> [Goal]: Scan the data for "this" and copy the lines it appears in.

> [Information supplied]:
>> BEGIN

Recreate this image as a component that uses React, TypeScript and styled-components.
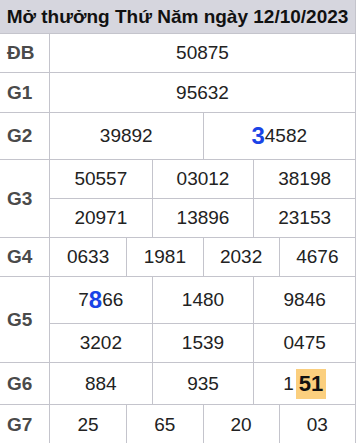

>> END
>> BEGIN

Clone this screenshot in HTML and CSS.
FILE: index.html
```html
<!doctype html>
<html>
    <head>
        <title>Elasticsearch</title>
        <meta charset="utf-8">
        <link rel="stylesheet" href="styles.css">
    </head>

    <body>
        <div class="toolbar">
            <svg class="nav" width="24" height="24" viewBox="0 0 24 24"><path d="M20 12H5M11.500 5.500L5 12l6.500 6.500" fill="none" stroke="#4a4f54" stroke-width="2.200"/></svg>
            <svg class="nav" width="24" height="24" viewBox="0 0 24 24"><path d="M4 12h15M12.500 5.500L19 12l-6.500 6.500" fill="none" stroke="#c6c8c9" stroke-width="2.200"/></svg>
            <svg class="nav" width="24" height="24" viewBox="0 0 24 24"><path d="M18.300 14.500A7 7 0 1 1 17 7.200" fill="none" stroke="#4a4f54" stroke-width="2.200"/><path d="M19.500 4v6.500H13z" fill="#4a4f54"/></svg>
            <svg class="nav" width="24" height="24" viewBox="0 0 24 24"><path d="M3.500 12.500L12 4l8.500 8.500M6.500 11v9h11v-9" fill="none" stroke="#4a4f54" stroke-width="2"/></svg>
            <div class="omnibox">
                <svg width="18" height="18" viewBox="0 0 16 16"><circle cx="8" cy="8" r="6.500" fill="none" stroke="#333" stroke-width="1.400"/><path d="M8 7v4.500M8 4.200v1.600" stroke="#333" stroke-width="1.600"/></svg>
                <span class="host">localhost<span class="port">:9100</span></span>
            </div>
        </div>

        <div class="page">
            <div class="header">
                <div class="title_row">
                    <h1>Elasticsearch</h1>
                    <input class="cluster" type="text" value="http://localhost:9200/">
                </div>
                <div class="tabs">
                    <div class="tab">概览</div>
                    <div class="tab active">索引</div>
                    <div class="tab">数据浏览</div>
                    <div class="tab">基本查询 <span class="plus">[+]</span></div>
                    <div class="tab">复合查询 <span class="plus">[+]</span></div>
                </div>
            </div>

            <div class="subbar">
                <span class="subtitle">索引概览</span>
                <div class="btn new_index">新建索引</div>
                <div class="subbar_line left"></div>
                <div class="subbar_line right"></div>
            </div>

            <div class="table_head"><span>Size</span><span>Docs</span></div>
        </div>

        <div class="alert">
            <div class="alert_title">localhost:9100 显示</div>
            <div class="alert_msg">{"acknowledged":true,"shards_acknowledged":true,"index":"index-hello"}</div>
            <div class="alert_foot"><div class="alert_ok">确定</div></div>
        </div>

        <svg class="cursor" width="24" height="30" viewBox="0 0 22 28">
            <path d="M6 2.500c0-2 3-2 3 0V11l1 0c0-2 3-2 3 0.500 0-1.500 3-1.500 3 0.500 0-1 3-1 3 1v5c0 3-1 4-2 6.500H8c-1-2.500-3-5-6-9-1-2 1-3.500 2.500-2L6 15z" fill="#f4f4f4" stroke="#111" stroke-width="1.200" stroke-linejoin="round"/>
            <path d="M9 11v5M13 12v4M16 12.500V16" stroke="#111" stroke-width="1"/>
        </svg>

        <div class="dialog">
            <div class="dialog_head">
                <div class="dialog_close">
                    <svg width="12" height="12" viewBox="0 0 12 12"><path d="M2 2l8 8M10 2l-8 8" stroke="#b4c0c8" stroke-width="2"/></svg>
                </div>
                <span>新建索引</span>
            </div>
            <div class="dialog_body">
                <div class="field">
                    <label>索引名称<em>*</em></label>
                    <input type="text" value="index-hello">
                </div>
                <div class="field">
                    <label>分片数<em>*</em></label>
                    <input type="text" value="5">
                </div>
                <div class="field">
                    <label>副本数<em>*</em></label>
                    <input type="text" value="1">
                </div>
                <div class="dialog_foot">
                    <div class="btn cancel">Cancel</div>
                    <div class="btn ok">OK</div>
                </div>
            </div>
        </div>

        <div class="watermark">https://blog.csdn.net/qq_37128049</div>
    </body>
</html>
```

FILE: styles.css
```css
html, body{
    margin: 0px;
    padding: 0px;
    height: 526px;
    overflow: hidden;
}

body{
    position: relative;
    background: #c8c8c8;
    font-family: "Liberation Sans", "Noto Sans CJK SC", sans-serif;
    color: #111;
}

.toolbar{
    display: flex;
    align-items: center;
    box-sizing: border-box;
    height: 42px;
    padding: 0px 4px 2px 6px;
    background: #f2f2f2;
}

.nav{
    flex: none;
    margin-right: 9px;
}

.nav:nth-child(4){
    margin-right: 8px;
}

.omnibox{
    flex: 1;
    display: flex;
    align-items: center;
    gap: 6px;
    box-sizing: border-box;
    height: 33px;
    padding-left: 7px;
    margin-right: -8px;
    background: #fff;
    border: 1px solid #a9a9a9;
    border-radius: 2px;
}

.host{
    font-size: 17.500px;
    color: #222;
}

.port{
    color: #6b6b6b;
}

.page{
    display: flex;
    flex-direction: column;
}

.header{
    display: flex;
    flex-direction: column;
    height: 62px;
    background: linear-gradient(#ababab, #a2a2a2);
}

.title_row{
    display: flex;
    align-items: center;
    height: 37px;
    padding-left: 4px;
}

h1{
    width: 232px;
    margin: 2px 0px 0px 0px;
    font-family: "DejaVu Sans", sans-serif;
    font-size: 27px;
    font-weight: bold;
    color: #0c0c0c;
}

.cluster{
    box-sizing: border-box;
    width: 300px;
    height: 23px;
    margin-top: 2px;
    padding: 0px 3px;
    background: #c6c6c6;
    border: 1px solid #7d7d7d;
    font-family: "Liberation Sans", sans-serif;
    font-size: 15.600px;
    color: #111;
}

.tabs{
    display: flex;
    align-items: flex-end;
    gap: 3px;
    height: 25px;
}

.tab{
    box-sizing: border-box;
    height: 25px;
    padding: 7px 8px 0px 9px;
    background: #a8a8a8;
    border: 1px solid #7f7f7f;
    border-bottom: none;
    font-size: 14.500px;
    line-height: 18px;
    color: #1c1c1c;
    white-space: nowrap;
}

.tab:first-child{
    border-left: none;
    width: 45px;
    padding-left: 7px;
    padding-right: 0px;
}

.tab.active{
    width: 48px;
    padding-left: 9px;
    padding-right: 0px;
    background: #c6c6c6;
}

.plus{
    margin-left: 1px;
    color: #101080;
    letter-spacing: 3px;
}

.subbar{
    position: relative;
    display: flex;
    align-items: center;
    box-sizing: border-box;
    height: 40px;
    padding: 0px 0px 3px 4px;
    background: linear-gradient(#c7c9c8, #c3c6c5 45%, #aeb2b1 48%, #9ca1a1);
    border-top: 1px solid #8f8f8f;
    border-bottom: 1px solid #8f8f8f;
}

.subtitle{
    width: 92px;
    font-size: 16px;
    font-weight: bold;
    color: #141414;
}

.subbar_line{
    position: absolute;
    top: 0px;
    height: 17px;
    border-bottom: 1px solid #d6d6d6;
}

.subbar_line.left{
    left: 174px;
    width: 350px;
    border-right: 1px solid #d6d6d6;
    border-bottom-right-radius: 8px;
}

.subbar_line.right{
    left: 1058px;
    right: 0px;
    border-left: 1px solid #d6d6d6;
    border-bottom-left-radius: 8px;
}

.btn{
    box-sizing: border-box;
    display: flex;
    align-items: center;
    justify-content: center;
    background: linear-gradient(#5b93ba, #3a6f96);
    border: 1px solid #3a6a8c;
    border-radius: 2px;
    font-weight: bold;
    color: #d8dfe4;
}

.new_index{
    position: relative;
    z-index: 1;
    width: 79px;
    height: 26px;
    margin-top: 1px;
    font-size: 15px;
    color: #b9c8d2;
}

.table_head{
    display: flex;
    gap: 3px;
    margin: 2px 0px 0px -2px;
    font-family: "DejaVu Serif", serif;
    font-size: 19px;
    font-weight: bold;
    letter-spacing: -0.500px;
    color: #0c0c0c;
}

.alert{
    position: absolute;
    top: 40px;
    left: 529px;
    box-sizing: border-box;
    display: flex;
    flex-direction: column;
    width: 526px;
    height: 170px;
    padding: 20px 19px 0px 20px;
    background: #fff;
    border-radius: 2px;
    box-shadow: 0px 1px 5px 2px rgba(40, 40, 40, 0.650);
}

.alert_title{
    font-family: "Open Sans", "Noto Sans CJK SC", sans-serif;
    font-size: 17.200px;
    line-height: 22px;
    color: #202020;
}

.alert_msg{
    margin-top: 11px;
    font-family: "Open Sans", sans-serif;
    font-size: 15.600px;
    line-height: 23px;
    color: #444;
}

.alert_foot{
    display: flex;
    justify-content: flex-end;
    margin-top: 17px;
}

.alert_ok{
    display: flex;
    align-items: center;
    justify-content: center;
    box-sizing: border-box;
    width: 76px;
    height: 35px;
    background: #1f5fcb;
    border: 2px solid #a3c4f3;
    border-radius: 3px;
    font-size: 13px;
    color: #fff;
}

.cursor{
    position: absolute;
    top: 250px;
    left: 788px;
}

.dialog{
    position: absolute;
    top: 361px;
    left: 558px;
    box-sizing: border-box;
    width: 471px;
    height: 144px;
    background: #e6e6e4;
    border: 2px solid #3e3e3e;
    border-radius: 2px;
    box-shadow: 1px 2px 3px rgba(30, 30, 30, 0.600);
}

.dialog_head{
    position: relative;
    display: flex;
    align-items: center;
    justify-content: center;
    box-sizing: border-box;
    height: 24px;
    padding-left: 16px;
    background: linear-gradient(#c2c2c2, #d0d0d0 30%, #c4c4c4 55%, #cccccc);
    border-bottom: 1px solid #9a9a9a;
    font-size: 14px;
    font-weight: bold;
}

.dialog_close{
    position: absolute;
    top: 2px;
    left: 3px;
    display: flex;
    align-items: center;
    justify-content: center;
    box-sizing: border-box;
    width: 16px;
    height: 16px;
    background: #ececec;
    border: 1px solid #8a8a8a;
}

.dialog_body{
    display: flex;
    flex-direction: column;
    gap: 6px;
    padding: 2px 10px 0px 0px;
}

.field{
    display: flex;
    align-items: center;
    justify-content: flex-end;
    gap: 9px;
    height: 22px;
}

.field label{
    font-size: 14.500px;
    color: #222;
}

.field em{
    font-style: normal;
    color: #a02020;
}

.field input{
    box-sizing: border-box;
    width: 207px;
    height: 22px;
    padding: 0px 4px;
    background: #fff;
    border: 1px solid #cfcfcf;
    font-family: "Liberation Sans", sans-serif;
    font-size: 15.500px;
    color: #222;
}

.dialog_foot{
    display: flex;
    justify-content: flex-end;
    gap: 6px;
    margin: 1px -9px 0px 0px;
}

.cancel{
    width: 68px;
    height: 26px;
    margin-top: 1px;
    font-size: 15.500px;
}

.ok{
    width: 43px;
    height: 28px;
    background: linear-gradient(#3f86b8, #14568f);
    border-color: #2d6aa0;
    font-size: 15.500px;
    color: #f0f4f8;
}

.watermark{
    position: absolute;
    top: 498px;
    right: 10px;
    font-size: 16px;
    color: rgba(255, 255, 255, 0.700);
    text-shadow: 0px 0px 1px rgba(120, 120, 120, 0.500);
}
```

>> END

> [Result]:
Recreate this image as a component that uses React, TypeScript and styled-components.
Clone this screenshot in HTML and CSS.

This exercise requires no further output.